We are are having a difficult time breaking up with technology.  We’re still busy justifying it in our lives.  I’m using it now to take notes.  We used it at home this morning to grab email, send email, download a district volleyball brackets.  And then I just had to check Facebook.  And then I caught my 13-year-old sneaking some video game time.  Can we really live without it?

On the 6th Day:

Over the weekend, the boys were more content than I have seen them in a long time.  What a blessing to witness and watch.  Really, we didn’t even think much of the tech.  And it didn’t feel like we had to fight the boys about it as much.  Could we be breaking some habits?
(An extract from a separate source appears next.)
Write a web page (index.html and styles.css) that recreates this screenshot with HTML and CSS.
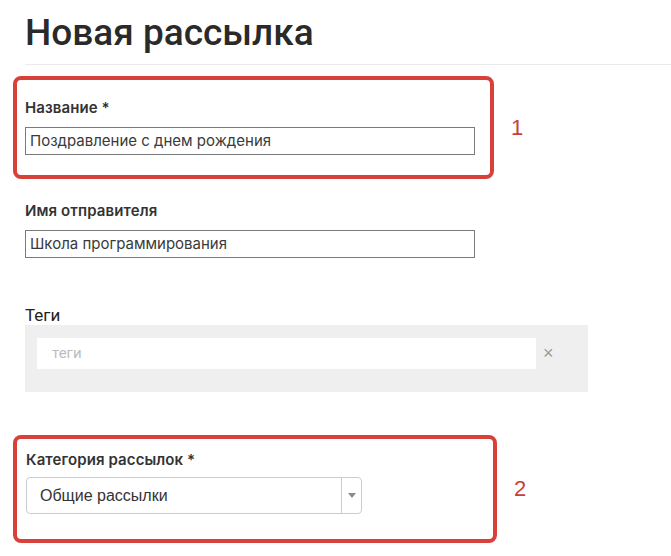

It feels good to play some offense.  I heard a quote today that fits:  “Fear, if you allow it, will keep you from everything you are supposed to be doing.”   Today I can see clearly how much we’ve been kept from what we are supposed to be doing.  Without the distraction of screen-time, we have all become much more aware of each other.

Before this, I had some vague notion that we had unrest in our home.  But I didn’t realize the depth of it until today when it was missing.  I didn’t have to nag today.  And my boys are nicer to each other today.  It’s more peaceful.

On the 7th through the 14th Day:

I forgot to take notes.  It just wasn’t as much of an issue anymore.  The boys settled in to the experiment and became fine with doing other things.  The first week felt like a true battle.  But the second week felt like a truce.

We weren’t completely pure in our no-technology this week, but we were intentional.  We used it for what we needed and then moved away from it.  It didn’t control us, and that felt wonderful.

After the Experiment:

I think this may be the most difficult question of all…Can we return to it without falling back into an old habit?